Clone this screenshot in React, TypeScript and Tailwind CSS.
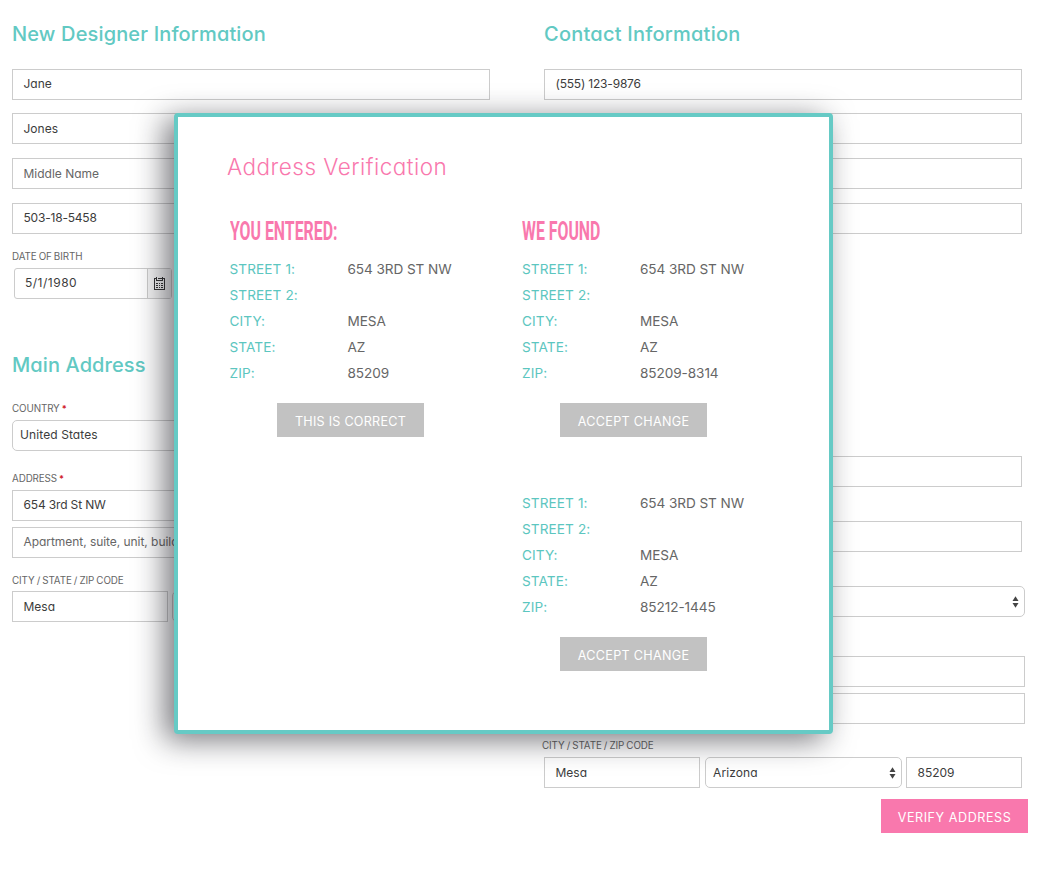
import React from 'react';

type Address = { street1: string; street2?: string; city: string; state: string; zip: string };

const cx = (...parts: (string | undefined)[]) => parts.filter(Boolean).join(' ');

function Heading({ children, className }: { children: React.ReactNode; className?: string }) {
  return (
    <h2 className={cx('whitespace-nowrap text-[20px] leading-6 font-medium text-[#62c9c3]', className)}>{children}</h2>
  );
}

function Label({ children, required, className }: { children: React.ReactNode; required?: boolean; className?: string }) {
  return (
    <div className={cx('whitespace-nowrap text-[9.8px] leading-3 tracking-[-0.1px] text-[#666] [word-spacing:-0.5px]', className)}>
      {children}
      {required && <span className="ml-[2px] text-[9px] font-bold text-[#d0202a]">*</span>}
    </div>
  );
}

function Field({ children, placeholder, className }: { children?: React.ReactNode; placeholder?: boolean; className?: string }) {
  return (
    <div
      className={cx(
        'flex h-[31px] shrink-0 items-center overflow-hidden whitespace-nowrap border border-[#ccc] bg-white pl-[10.5px] text-[12px]',
        placeholder ? 'text-[#666]' : 'text-[#3c3c3c]',
        className,
      )}
    >
      {children}
    </div>
  );
}

function Select({ children, className }: { children?: React.ReactNode; className?: string }) {
  return (
    <div
      className={cx(
        'flex h-[31px] shrink-0 items-center justify-between whitespace-nowrap rounded-[5px] border border-[#ccc] bg-white pl-[7px] pr-[5px] text-[12px] tracking-[0.1px] text-[#3c3c3c]',
        className,
      )}
    >
      <span>{children}</span>
      <svg className="h-[12px] w-[7px]" viewBox="0 0 7 12" fill="#444">
        <path d="M3.5 0.3 6.5 5H0.5zM3.5 11.7 6.5 7H0.5z" />
      </svg>
    </div>
  );
}

function CalendarIcon() {
  return (
    <svg className="h-[13px] w-[11px]" viewBox="0 0 11 13" fill="none" stroke="#333" shapeRendering="crispEdges">
      <path d="M0.5 1v11.5h10V1M0 1.5h2M9 1.5h2M3.5 1.5h4" />
      <path d="M2.5 0v3M8.5 0v3M2 3.5h7" />
      <path d="M2 6h2M5 6h1M7 6h2M2 8.5h2M5 8.5h1M7 8.5h2M2 10.5h2M5 10.5h1M7 10.5h2" strokeWidth="1" />
    </svg>
  );
}

function AddressList({ address }: { address: Address }) {
  const rows = [
    ['Street 1:', address.street1],
    ['Street 2:', address.street2],
    ['City:', address.city],
    ['State:', address.state],
    ['Zip:', address.zip],
  ];
  return (
    <dl className="grid auto-rows-[26px] grid-cols-[118px_1fr] items-center whitespace-nowrap text-[13.6px] font-[370] uppercase">
      {rows.map(([name, value]) => (
        <React.Fragment key={name}>
          <dt className="tracking-[0.1px] text-[#5cc6c0]">{name}</dt>
          <dd className="tracking-[-0.08px] text-[#666]">{value}</dd>
        </React.Fragment>
      ))}
    </dl>
  );
}

function Button({ children, className }: { children: React.ReactNode; className?: string }) {
  return (
    <button
      className={cx(
        'flex h-[34px] w-[147px] items-center justify-center whitespace-nowrap pt-[5px] text-[12.6px] uppercase text-white',
        className,
      )}
    >
      {children}
    </button>
  );
}

function ColumnTitle({ children }: { children: React.ReactNode }) {
  return (
    <h3 className="h-[30px] origin-left scale-x-[0.61] whitespace-nowrap font-[Roboto,sans-serif] text-[26px] leading-[30px] font-bold uppercase text-[#f978ad]">
      {children}
    </h3>
  );
}

function Modal() {
  return (
    <div className="absolute top-[113px] left-[174px] flex h-[621px] w-[659px] flex-col rounded-[4px] border-4 border-[#66cac5] bg-white pl-[49px] shadow-[-9px_6px_30px_rgba(20,20,30,0.58)]">
      <h1 className="mt-[35px] whitespace-nowrap text-[22.5px] leading-[30px] font-[350] tracking-[0.48px] text-[#f978ad]">
        Address Verification
      </h1>
      <div className="mt-[34px] flex">
        <section className="flex w-[292px] flex-col pl-[2.5px]">
          <ColumnTitle>You Entered:</ColumnTitle>
          <div className="mt-[10px]">
            <AddressList address={{ street1: '654 3rd St NW', city: 'Mesa', state: 'AZ', zip: '85209' }} />
          </div>
          <Button className="mt-[17px] ml-[47.5px] bg-[#c2c2c2] tracking-[0.25px]">This is correct</Button>
        </section>
        <section className="flex flex-col pl-[3px]">
          <ColumnTitle>We Found</ColumnTitle>
          <div className="mt-[10px]">
            <AddressList address={{ street1: '654 3rd St NW', city: 'Mesa', state: 'AZ', zip: '85209-8314' }} />
          </div>
          <Button className="mt-[17px] ml-[38px] bg-[#c2c2c2] tracking-[0.3px]">Accept change</Button>
          <div className="mt-[53px]">
            <AddressList address={{ street1: '654 3rd St NW', city: 'Mesa', state: 'AZ', zip: '85212-1445' }} />
          </div>
          <Button className="mt-[17px] ml-[38px] bg-[#c2c2c2] tracking-[0.3px]">Accept change</Button>
        </section>
      </div>
    </div>
  );
}

export default function App() {
  return (
    <main className="relative flex h-[870px] w-[1044px] overflow-hidden bg-white font-[Inter,sans-serif] [font-feature-settings:'cv11']">
      <div className="flex w-[532px] flex-col pl-3">
        <Heading className="mt-[22px] tracking-[0.15px]">New Designer Information</Heading>
        <Field className="mt-[23px] w-[478px] pb-px">Jane</Field>
        <Field className="mt-[13px] w-[478px]">Jones</Field>
        <Field className="mt-[14px] w-[478px]" placeholder>Middle Name</Field>
        <Field className="mt-[14px] w-[478px] pb-px tracking-[-0.2px]">503-18-5458</Field>
        <Label className="mt-[17px]">DATE OF BIRTH</Label>
        <div className="mt-[5px] ml-[2px] flex h-[31px] w-[158px] rounded-[3px] border border-[#ccc] bg-white text-[12px] text-[#3c3c3c]">
          <span className="flex w-[132px] items-center pl-[10px] pb-px tracking-[0.5px]">5/1/1980</span>
          <span className="flex flex-1 items-center justify-center border-l border-[#ccc] bg-[#f4f4f4]">
            <CalendarIcon />
          </span>
        </div>
        <Heading className="mt-[54px] tracking-[0.1px]">Main Address</Heading>
        <Label className="mt-[26px]" required>COUNTRY</Label>
        <Select className="mt-[5px] w-[478px] pb-px">United States</Select>
        <Label className="mt-[22px]" required>ADDRESS</Label>
        <Field className="mt-[5px] w-[478px] pb-px tracking-[-0.15px]">654 3rd St NW</Field>
        <Field className="mt-[6px] w-[478px] pb-px tracking-[-0.05px]" placeholder>Apartment, suite, unit, building</Field>
        <Label className="mt-[17px]">CITY / STATE / ZIP CODE</Label>
        <div className="mt-[4px] flex gap-1">
          <Field className="w-[156px]">Mesa</Field>
          <Select className="w-[197px]">Arizona</Select>
        </div>
      </div>

      <div className="flex flex-col pl-3">
        <Heading className="mt-[22px] tracking-[0.23px]">Contact Information</Heading>
        <Field className="mt-[23px] w-[478px] pb-px tracking-[-0.2px]">(555) 123-9876</Field>
        <Field className="mt-[13px] w-[478px]" />
        <Field className="mt-[14px] w-[478px]" />
        <Field className="mt-[14px] w-[478px]" />
        <Field className="mt-[222px] w-[478px]" />
        <Field className="mt-[34px] w-[478px]" />
        <Select className="mt-[34px] w-[481px]" />
        <Field className="mt-[39px] w-[481px]" />
        <Field className="mt-[6px] w-[481px]" />
        <Label className="mt-4 -ml-0.5">CITY / STATE / ZIP CODE</Label>
        <div className="mt-[5px] flex">
          <Field className="w-[156px]">Mesa</Field>
          <Select className="ml-[5px] w-[197px]">Arizona</Select>
          <Field className="ml-1 w-[116px]">85209</Field>
        </div>
        <Button className="mt-[11px] ml-[337px] bg-[#f978ad] tracking-[0.55px]">Verify address</Button>
      </div>

      <Modal />
    </main>
  );
}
========================================================================
Pictures are excluded: retype only the lines from the beginning of the listing above through the line with "const cx = (...parts: (string", both included.

(Written solution)
Clone this screenshot in React, TypeScript and Tailwind CSS.
import React from 'react';

type Address = { street1: string; street2?: string; city: string; state: string; zip: string };

const cx = (...parts: (string | undefined)[]) => parts.filter(Boolean).join(' ');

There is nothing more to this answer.